A representação do corpo remonta à mais alta antiguidade e os padrões estéticos aceitáveis podem ser radicalmente diferentes entre uma época e outra. “Na Grécia Antiga, os padrões de beleza estão ligados a um ideal de proporção. Quando se coloca muita ênfase nisso, se perde uma dimensão humana, algo que artistas como Rembrandt ou Velásquez resgataram em suas obras. Hoje, as discussões sobre a representação dos corpos passa pelas possibilidades de transformação deles e pelo reconhecimento dos direitos dos transgêneros”.

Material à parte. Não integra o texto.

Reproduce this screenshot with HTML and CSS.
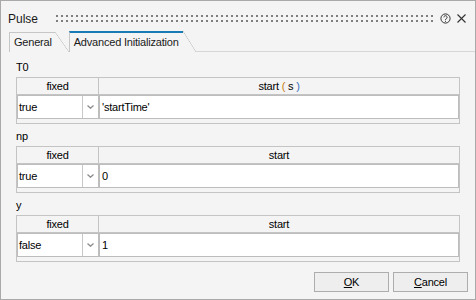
FILE: index.html
```html
<!DOCTYPE html>
<html lang="en">
<head>
    <meta charset="UTF-8">
    <title>Pulse</title>
    <link rel="stylesheet" href="styles.css">
</head>
<body>
    <div class="dialog">
        <div class="titlebar">
            <span class="title">Pulse</span>
            <div class="grip"></div>
            <svg class="help" width="11" height="11" viewBox="0 0 11 11">
                <circle cx="5.5" cy="5.5" r="4.6" fill="none" stroke="#333" stroke-width="1"/>
                <path d="M3.9 4.3a1.6 1.6 0 1 1 2.4 1.4c-.6.3-.8.6-.8 1.3" fill="none" stroke="#333" stroke-width="1"/>
                <rect x="5" y="7.8" width="1" height="1" fill="#333"/>
            </svg>
            <svg class="close" width="9" height="9" viewBox="0 0 9 9">
                <path d="M0.5 0.5L8.5 8.5M8.5 0.5L0.5 8.5" stroke="#333" stroke-width="1.1"/>
            </svg>
        </div>

        <div class="tabs">
            <div class="tab">General</div>
            <div class="tab active">Advanced Initialization</div>
            <div class="tab-fill"></div>
        </div>

        <div class="panel">
            <div class="group">
                <div class="label">T0</div>
                <div class="grid">
                    <div class="head">
                        <div class="h1">fixed</div>
                        <div class="h2">start <span class="po">(</span> <span class="pu">s</span> <span class="pc">)</span></div>
                    </div>
                    <div class="row">
                        <div class="combo">
                            <div class="v">true</div>
                            <div class="arrow"><svg width="7" height="4" viewBox="0 0 7 4"><path d="M0.5 0.5L3.5 3.2L6.5 0.5" fill="none" stroke="#8c8c8c" stroke-width="1.3"/></svg></div>
                        </div>
                        <div class="cell">'startTime'</div>
                    </div>
                    <div class="strip"></div>
                </div>
            </div>

            <div class="group">
                <div class="label">np</div>
                <div class="grid">
                    <div class="head">
                        <div class="h1">fixed</div>
                        <div class="h2">start</div>
                    </div>
                    <div class="row">
                        <div class="combo">
                            <div class="v">true</div>
                            <div class="arrow"><svg width="7" height="4" viewBox="0 0 7 4"><path d="M0.5 0.5L3.5 3.2L6.5 0.5" fill="none" stroke="#8c8c8c" stroke-width="1.3"/></svg></div>
                        </div>
                        <div class="cell">0</div>
                    </div>
                    <div class="strip"></div>
                </div>
            </div>

            <div class="group">
                <div class="label">y</div>
                <div class="grid">
                    <div class="head">
                        <div class="h1">fixed</div>
                        <div class="h2">start</div>
                    </div>
                    <div class="row">
                        <div class="combo">
                            <div class="v">false</div>
                            <div class="arrow"><svg width="7" height="4" viewBox="0 0 7 4"><path d="M0.5 0.5L3.5 3.2L6.5 0.5" fill="none" stroke="#8c8c8c" stroke-width="1.3"/></svg></div>
                        </div>
                        <div class="cell">1</div>
                    </div>
                    <div class="strip"></div>
                </div>
            </div>
        </div>

        <div class="footer">
            <button class="btn"><u>O</u>K</button>
            <button class="btn"><u>C</u>ancel</button>
        </div>
    </div>
</body>
</html>
```

FILE: styles.css
```css
body {
    margin: 0;
    padding: 0;
    background: #f4f4f4;
}

.dialog {
    width: 476px;
    height: 300px;
    box-sizing: border-box;
    border: 1px solid #a9a9a9;
    background: #f4f4f4;
    font-family: 'Liberation Sans', Arial, sans-serif;
    font-size: 11px;
    letter-spacing: -0.2px;
    color: #000;
}

/* title bar */
.titlebar {
    display: flex;
    align-items: flex-start;
    height: 19px;
    padding-top: 11px;
    padding-left: 7px;
}

.title {
    font-size: 12px;
    line-height: 15px;
    letter-spacing: 0;
    color: #1a1a1a;
}

.grip {
    width: 381px;
    height: 7px;
    margin-top: 3px;
    margin-left: 15px;
    background-image:
        linear-gradient(90deg, #f4f4f4 3px, transparent 3px),
        linear-gradient(#7e7e7e 2px, transparent 2px);
    background-size: 5px 5px;
}

.help {
    margin-left: 6px;
    margin-top: 1px;
}

.close {
    margin-left: 6px;
    margin-top: 2px;
}

/* tabs */
.tabs {
    display: flex;
    align-items: flex-end;
    height: 21px;
    padding-left: 8px;
}

.tab {
    position: relative;
    height: 19px;
    line-height: 19px;
    padding: 0 3px 0 4px;
    border-top: 1px solid #c6c6c6;
    border-left: 1px solid #c6c6c6;
    color: #1a1a1a;
}

.tab::after {
    content: '';
    position: absolute;
    top: -1px;
    bottom: 0;
    right: -14px;
    width: 14px;
    background: linear-gradient(to top right, transparent calc(50% - 0.6px), #c6c6c6 50%, transparent calc(50% + 0.6px));
}

.tab.active {
    height: 19px;
    line-height: 18px;
    margin-left: 14px;
    padding-right: 4px;
    border-top: 2px solid #1a7ab3;
}

.tab.active::after {
    top: -2px;
    right: -13px;
    width: 13px;
}

.tab-fill {
    flex: 1;
    margin-left: 13px;
    border-bottom: 1px solid #d6d6d6;
}

/* panel */
.panel {
    padding: 8px 15px 0 15px;
}

.group {
    margin-bottom: 5px;
}

.label {
    line-height: 14px;
    margin-bottom: 3px;
}

.grid {
    border: 1px solid #c4c4c4;
}

.head {
    display: flex;
    height: 16px;
    line-height: 16px;
    border-bottom: 1px solid #c4c4c4;
    text-align: center;
}

.head .h1 {
    width: 81px;
    border-right: 1px solid #c4c4c4;
}

.head .h2 {
    flex: 1;
}

.po {
    color: #c87a10;
}

.pc {
    color: #3a6cc0;
}

.row {
    display: flex;
    height: 24px;
}

.combo {
    display: flex;
    width: 82px;
    box-sizing: border-box;
    border: 1px solid #bdbdbd;
    background: #fff;
}

.combo .v {
    flex: 1;
    line-height: 22px;
    padding-left: 1px;
}

.combo .arrow {
    width: 15px;
    border-left: 1px solid #c8c8c8;
    display: flex;
    align-items: center;
    justify-content: center;
}

.cell {
    flex: 1;
    box-sizing: border-box;
    border: 1px solid #bdbdbd;
    background: #fff;
    line-height: 22px;
    padding-left: 2px;
}

.strip {
    height: 4px;
}

/* buttons */
.footer {
    display: flex;
    justify-content: flex-end;
    gap: 4px;
    padding-top: 5px;
    padding-right: 7px;
}

.btn {
    width: 75px;
    height: 20px;
    padding: 0;
    border: 1px solid #adadad;
    background: #eeeeee;
    font-family: 'Liberation Sans', Arial, sans-serif;
    font-size: 11px;
    letter-spacing: -0.2px;
    color: #000;
}
```
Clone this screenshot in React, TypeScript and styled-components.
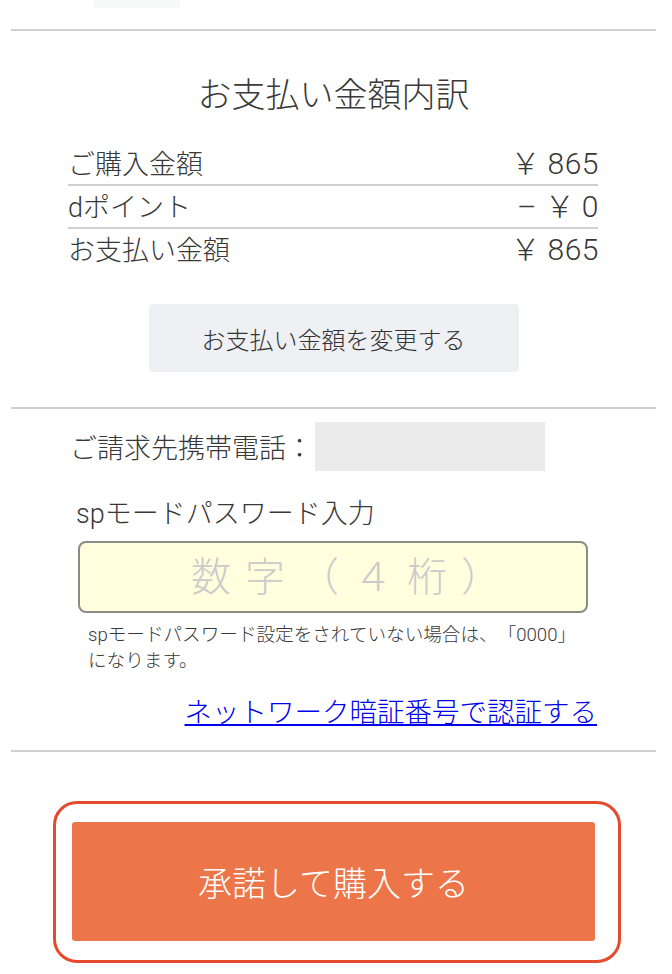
import styled, { createGlobalStyle } from 'styled-components';

const GlobalStyle = createGlobalStyle`
  body {
    margin: 0;
    background: #fff;
    color: #383838;
    font-family: Roboto, "Noto Sans CJK JP", sans-serif;
    font-weight: 300;
    text-spacing-trim: space-all;
  }
`;

const Page = styled.div`
  padding: 0 16px 40px 11px;
`;

const TopStub = styled.div`
  width: 86px;
  height: 8px;
  margin-left: 83px;
  background: #f7f9f9;
`;

const Divider = styled.hr<{ $top: number }>`
  border: 0;
  height: 2px;
  margin: ${p => p.$top}px 0 0;
  background: #cfcfcf;
`;

const Title = styled.h2`
  margin: 44px 0 0;
  font-size: 34px;
  line-height: 40px;
  font-weight: 300;
  text-align: center;
  color: #3a3a3a;
`;

const Breakdown = styled.div`
  margin: 28px 58px 0 57px;
`;

const Row = styled.div`
  display: flex;
  justify-content: space-between;
  align-items: baseline;
  height: 41px;
  font-size: 27px;
  line-height: 41px;
  border-bottom: 2px solid #cfcfcf;

  &:last-child {
    border-bottom: 0;
  }
`;

const Amount = styled.span`
  font-size: 30px;
  letter-spacing: 0.5px;
  margin-right: -1px;
`;

const ButtonWrap = styled.div`
  display: flex;
  justify-content: center;
  margin-top: 34px;
`;

const ChangeButton = styled.button`
  width: 370px;
  height: 68px;
  border: 0;
  border-radius: 4px;
  background: #eef0f4;
  color: #333;
  font-family: inherit;
  font-weight: inherit;
  font-size: 24px;
`;

const BillingRow = styled.div`
  display: flex;
  align-items: center;
  margin-top: 13px;
  padding-left: 59px;
  font-size: 27px;
`;

const PhoneMask = styled.div`
  width: 230px;
  height: 49px;
  margin-left: 2px;
  background: #ebebeb;
`;

const Label = styled.div`
  margin-top: 28px;
  padding-left: 65px;
  font-size: 27px;
  line-height: 30px;
`;

const PasswordInput = styled.input`
  display: block;
  box-sizing: border-box;
  width: 510px;
  height: 72px;
  margin: 12px 0 0 67px;
  padding: 0 0 0 40px;
  border: 2px solid #8c8c84;
  border-radius: 8px;
  background: #ffffdd;
  font-family: inherit;
  font-weight: inherit;
  font-size: 40px;
  letter-spacing: 14px;
  text-align: center;
  outline: none;

  &::placeholder {
    color: #cbcbcb;
  }
`;

const Note = styled.p`
  margin: 9px 0 0;
  padding-left: 77px;
  font-size: 18.6px;
  line-height: 26px;
`;

const LinkRow = styled.div`
  margin-top: 23px;
  padding-right: 59px;
  text-align: right;
  font-size: 27.5px;
  line-height: 32px;

  a {
    color: #0000ee;
    text-decoration: underline;
  }
`;

const PurchaseFrame = styled.div`
  box-sizing: border-box;
  width: 568px;
  margin: 49px 0 0 42px;
  padding: 18px 23px 19px 16px;
  border: 3px solid #e64a2e;
  border-radius: 24px;
`;

const PurchaseButton = styled.button`
  display: block;
  width: 100%;
  height: 119px;
  border: 0;
  border-radius: 3px;
  background: #ec7549;
  color: #fff;
  font-family: inherit;
  font-weight: inherit;
  font-size: 34px;
`;

const rows = [
  { label: 'ご購入金額', value: '￥\u2009865' },
  { label: 'dポイント', value: '– ￥\u20090' },
  { label: 'お支払い金額', value: '￥\u2009865' },
];

export default function App() {
  return (
    <>
      <GlobalStyle />
      <Page>
        <TopStub />
        <Divider $top={21} />
        <Title>お支払い金額内訳</Title>
        <Breakdown>
          {rows.map(r => (
            <Row key={r.label}>
              <span>{r.label}</span>
              <Amount>{r.value}</Amount>
            </Row>
          ))}
        </Breakdown>
        <ButtonWrap>
          <ChangeButton>お支払い金額を変更する</ChangeButton>
        </ButtonWrap>
        <Divider $top={35} />
        <BillingRow>
          <span>ご請求先携帯電話：</span>
          <PhoneMask />
        </BillingRow>
        <Label>spモードパスワード入力</Label>
        <PasswordInput type="tel" placeholder="数字（４桁）" />
        <Note>
          spモードパスワード設定をされていない場合は、「0000」
          <br />
          になります。
        </Note>
        <LinkRow>
          <a href="#">ネットワーク暗証番号で認証する</a>
        </LinkRow>
        <Divider $top={21} />
        <PurchaseFrame>
          <PurchaseButton>承諾して購入する</PurchaseButton>
        </PurchaseFrame>
      </Page>
    </>
  );
}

De acordo com Renata, além de as mulheres magras e brancas serem a imagem dominante e idealizada atualmente para o corpo feminino, a existência de padrões se reproduz na própria arte, com o protagonismo dos artistas europeus em detrimento, por exemplo, das artes africanas, da arte oriental e da arte indígena. “Estas são dinâmicas impostas pelos processos de colonização. No Brasil, por sua vez, o modernismo, no início do século 20, busca o que seria essencialmente nacional, mas, com isso, aparece uma certa coisificação do negro, com a exaltação da força física desse corpo e o estereótipo idealizado da mulata”.
SERVIÇO
Exposição Cores Curvas Livres, de Beto França
Abertura: Hoje, às 18h, com discotecagem dos DJs Xuana e Jucá
Onde: Casa do Cachorro Preto - Rua 13 de maio, 99, Carmo, Olinda
Visitação: Quinta a domingo, as 16h às 21h, até o dia 3 de maio
Informações: 3493-2443
SAIBA MAIS
Confira exemplos de obras de arte que retrataram corpos diferentes do atual padrão de beleza
VÊNUS DE WILLENDORF
Esta pequena estátua de 10 centímetros de altura e de aproximadamente 25 mil anos antes de Cristo foi encontrada em Willendorf, na Áustria. Esculpida em pedra calcária, é uma das primeiras representações do corpo feminino e tem a proporção do seu corpo concentrada no ventre, na vulva e nos seios, em uma referência à fertilidade. As formas avantajadas também sugerem uma ideia de segurança e bem-estar em uma civilização ainda no estágio da caça e da coleta, sujeita a condições difíceis de sobrevivência.
PIETER -PAUL RUBENS
Pintor do barroco holandês, viveu de 1577 a 1640 e fez vários quadros a partir de personagens com proporções mais avantajadas, a partir de um padrão de beleza mais corrente na época. A cor e a sensualidade são algumas das características de sua obra, fortemente influenciada pela sua passagem pela Itália, onde conheceu a obra de pintores renascentistas. Em sua trajetória, fez retratos e pinturas com motivos mitológicos e alegóricos. Um exemplo é a representação de Baco, deus do vinho.
FERNANDO BOTERO
O pintor e escultor colombiano, nascido em 1932, se notabilizou mundialmente por retratar figuras rotundas em suas obras e se tornou, por extensão, um símbolo da arte latino-americana. Um de seus trabalhos, Mulher a cavalo, está exposta nos jardins do Instituto Ricardo Brennand, na Várzea. Segundo Renata Wilner, o artista tem como foco fazer uma crítica da sociedade, mas não tem como intenção questionar o padrão atual de belezafocado na magreza. “A negação desse modelo, no caso dele, adquire um status de caricatura e acaba por reforçá-lo”.
LUCIAN FREUD
O artista, nascido em 1922 e morto em 2011, é uma das referências de Beto França para a sua exposição de aquarelas e traz, em seus quadros, uma representação da figura humana que traz uma expressão mais figurativa, embora passe longe da idealização vista em correntes artísticas anteriores. O neto de Sigmundo Freud costumava pintar preferencialmente parentes e amigos, trabalhando meses com um mesmo modelo, trazendo formas mais cruas em suas obras.